Friday, August 5, 2011

these (not so) happy golden years

I've been busy ferrying the grands around and running errands for my own household so there's been little time for pontification up in here. I watched as my elderly father stumbled up the steps to his old poker buddy/dentist because a filling dropped out and he's been in pain for two nights. Their angel, Miss Faye, was arriving as I pulled up in the rain to fetch him. If not for her, they wouldn't be able to stay at home. Fortunately, they have the money to pay for that but many others do not. I ran into my aunt at the gas station across the street and she seemed to be having trouble at the checkout. The girl who works there knows me and looked at me like "help!" so I looked in the wallet too and there was nothing but pictures of her long gone husband. All of this together made me so very sad to see them in that shape. I think back to my childhood and can't believe that we got here from there.

We got some much needed rain today which has cooled things down from the hundreds for now. Perfect timing for an awesome looking crop. The landlords should be pleased with this year's haul. There was a special tribute in our local paper to the two guys who ran my former daily-stop family grocery store. They've been closed since the first great flood two years ago on May 4th. That still blows my mind....two years in a row on the same date! How about that mighty Forked Deer! Work will begin when it's cooler on the downtown park and trail cleanup. There is so much history in that area.

Ya'll know I tend to be the feisty faithful type who tries, in the face of adversity, to look on the sunny side. Right now, that's a real challenge. I've been in worse shape financially and emotionally before, but never with this much on the table. Playing an active role in the process of my parents' acceptance of reality is sort of a heavy thing. My roommate is dealing with the exact same situation. What do you do but hang on? They raised us and took care of us. Now it's our turn. No regrets. On the other hand, the third roommate is struggling to believe that, surely to Big Ernie, things won't stay this way. With 25K in student loans hanging around her neck, she works at a convenience store to make her car payment and depends on us for room and board. Once again....no regrets. She's my kid and she didn't ask for this "economic downturn" any more than I did.
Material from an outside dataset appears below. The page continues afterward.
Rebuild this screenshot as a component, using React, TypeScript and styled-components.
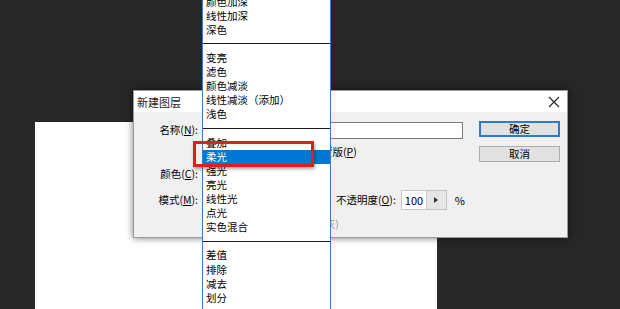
import styled, { createGlobalStyle } from 'styled-components'

const GlobalStyle = createGlobalStyle`
	html, body {
		margin: 0;
		padding: 0;
		background: #272727;
		overflow: hidden;
	}
	body {
		font-family: 'Noto Sans CJK SC', 'Noto Sans', sans-serif;
		font-size: 10.5px;
		color: #000;
	}
`

type Item = { label: string; sep?: boolean; active?: boolean }

const modes: Item[] = [
	{ label: '颜色加深' },
	{ label: '线性加深' },
	{ label: '深色' },
	{ label: '', sep: true },
	{ label: '变亮' },
	{ label: '滤色' },
	{ label: '颜色减淡' },
	{ label: '线性减淡（添加）' },
	{ label: '浅色' },
	{ label: '', sep: true },
	{ label: '叠加' },
	{ label: '柔光', active: true },
	{ label: '强光' },
	{ label: '亮光' },
	{ label: '线性光' },
	{ label: '点光' },
	{ label: '实色混合' },
	{ label: '', sep: true },
	{ label: '差值' },
	{ label: '排除' },
	{ label: '减去' },
	{ label: '划分' },
]

export default function App() {
	return (
		<Stage>
			<GlobalStyle />
			<Canvas />
			<Dialog>
				<TitleBar>
					<Title>新建图层</Title>
					<CloseIcon width='12' height='12' viewBox='0 0 12 12'>
						<path d='M1 1 L11 11 M11 1 L1 11' stroke='#222' strokeWidth='1.1' fill='none' />
					</CloseIcon>
				</TitleBar>
				<Body>
					<Form>
						<Label>
							名称(<u>N</u>):
						</Label>
						<TextInput />
						<Spacer />
						<CheckRow>
							<CheckBox />
							<span>
								使用前一图层创建剪贴蒙版(<u>P</u>)
							</span>
						</CheckRow>
						<Label>
							颜色(<u>C</u>):
						</Label>
						<Select $width={128} />
						<Label>
							模式(<u>M</u>):
						</Label>
						<ModeRow>
							<Select $width={128} />
							<span>
								不透明度(<u>O</u>):
							</span>
							<NumberField>
								<NumberValue>100</NumberValue>
								<SpinButton>
									<svg width='4' height='6' viewBox='0 0 4 6'>
										<path d='M0 0 L4 3 L0 6 Z' fill='#333' />
									</svg>
								</SpinButton>
							</NumberField>
							<Percent>%</Percent>
						</ModeRow>
						<Spacer />
						<CheckRow $disabled $indent={7}>
							<CheckBox />
							<span>填充柔光中性色(50% 灰)</span>
						</CheckRow>
					</Form>
					<Buttons>
						<Button $primary>确定</Button>
						<Button>取消</Button>
					</Buttons>
				</Body>
			</Dialog>
			<ModeList>
				{modes.map((m, i) =>
					m.sep ? (
						<Separator key={i} />
					) : (
						<ModeItem key={i} $active={m.active}>
							{m.label}
						</ModeItem>
					)
				)}
			</ModeList>
			<Highlight />
		</Stage>
	)
}

const Stage = styled.div`
	position: relative;
	width: 620px;
	height: 309px;
	overflow: hidden;
	background: #272727;
`
const Canvas = styled.div`
	position: absolute;
	left: 35px;
	top: 122px;
	width: 402px;
	height: 200px;
	background: #ffffff;
`
const Dialog = styled.div`
	position: absolute;
	left: 133px;
	top: 90px;
	width: 435px;
	height: 148px;
	display: flex;
	flex-direction: column;
	background: #f0f0f0;
	border: 1px solid #9a9a9a;
	box-sizing: border-box;
	box-shadow: 0 0 7px rgba(0, 0, 0, 0.55);
`
const TitleBar = styled.div`
	height: 21px;
	display: flex;
	align-items: center;
	justify-content: space-between;
	padding: 0 7px 0 3px;
	background: #ffffff;
`
const Title = styled.span`
	font-size: 11px;
	color: #222;
`
const CloseIcon = styled.svg`
	display: block;
`
const Body = styled.div`
	flex: 1;
	display: flex;
	padding: 9px 0 0 0;
`
const Form = styled.div`
	width: 330px;
	display: grid;
	grid-template-columns: 64px 266px;
	grid-template-rows: 18px 26px 17px 36px 12px;
	column-gap: 4px;
	align-items: center;
	line-height: 14px;
`
const Label = styled.span`
	text-align: right;
	white-space: nowrap;
`
const Spacer = styled.span``
const TextInput = styled.div`
	width: 261px;
	height: 17px;
	box-sizing: border-box;
	background: #fff;
	border: 1px solid #7a7a7a;
`
const CheckRow = styled.div<{ $disabled?: boolean; $indent?: number }>`
	display: flex;
	align-items: center;
	gap: 3px;
	white-space: nowrap;
	padding-left: ${(p) => p.$indent ?? 0}px;
	color: ${(p) => (p.$disabled ? '#9a9a9a' : '#000')};
`
const CheckBox = styled.span`
	width: 10px;
	height: 10px;
	border: 1px solid #333;
	background: #fff;
`
const Select = styled.div<{ $width: number }>`
	width: ${(p) => p.$width}px;
	height: 18px;
	box-sizing: border-box;
	border: 1px solid #adadad;
	background: #e1e1e1;
`
const ModeRow = styled.div`
	display: flex;
	align-items: center;
	gap: 6px;
	white-space: nowrap;
`
const NumberField = styled.div`
	display: flex;
	height: 20px;
	width: 46px;
	box-sizing: border-box;
	border: 1px solid #c4c4c4;
	background: #fff;
	margin-left: -1px;
`
const NumberValue = styled.span`
	flex: 1;
	display: flex;
	align-items: center;
	padding-left: 3px;
	font-size: 11px;
`
const SpinButton = styled.span`
	width: 19px;
	display: flex;
	align-items: center;
	justify-content: center;
	background: #e6e6e6;
	border-left: 1px solid #cfcfcf;
`
const Percent = styled.span`
	margin-left: 2px;
	font-size: 11px;
`
const Buttons = styled.div`
	margin-left: 15px;
	display: flex;
	flex-direction: column;
	gap: 9px;
`
const Button = styled.div<{ $primary?: boolean }>`
	width: 81px;
	height: 16px;
	box-sizing: border-box;
	display: flex;
	align-items: center;
	justify-content: center;
	background: #e1e1e1;
	border: ${(p) => (p.$primary ? '2px solid #2a7bd6' : '1px solid #adadad')};
	line-height: 12px;
`
const ModeList = styled.div`
	position: absolute;
	left: 202px;
	top: -5.5px;
	width: 129px;
	box-sizing: border-box;
	background: #ffffff;
	border-left: 1px solid #3a7cc2;
	border-right: 1px solid #3a7cc2;
	padding-bottom: 40px;
`
const ModeItem = styled.div<{ $active?: boolean }>`
	height: 14.12px;
	line-height: 14.12px;
	padding-left: 3px;
	white-space: nowrap;
	background: ${(p) => (p.$active ? '#0078d7' : 'transparent')};
	color: ${(p) => (p.$active ? '#ffffff' : '#000000')};
`
const Separator = styled.div`
	height: 14.12px;
	display: flex;
	align-items: center;
	&::after {
		content: '';
		flex: 1;
		height: 1px;
		background: #1c1c1c;
	}
`
const Highlight = styled.div`
	position: absolute;
	left: 193px;
	top: 141px;
	width: 121px;
	height: 26px;
	box-sizing: border-box;
	border: 3px solid #e21d1d;
	box-shadow: 1px 2px 3px rgba(0, 0, 0, 0.35);
`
Whenever I feel like there's too much to bear around these parts, I wander over to see what's happening in the holler with Mahala'n'them. This chick absolutely cracks me up with her sharp wit and ability to laugh at something that's so ridiculous you either howl or cry. Her mom is more than a handful and her office is a source of daily snickering what with Bubbles and Bossholio giving her grief every few minutes. Thanks melungeon...you rock.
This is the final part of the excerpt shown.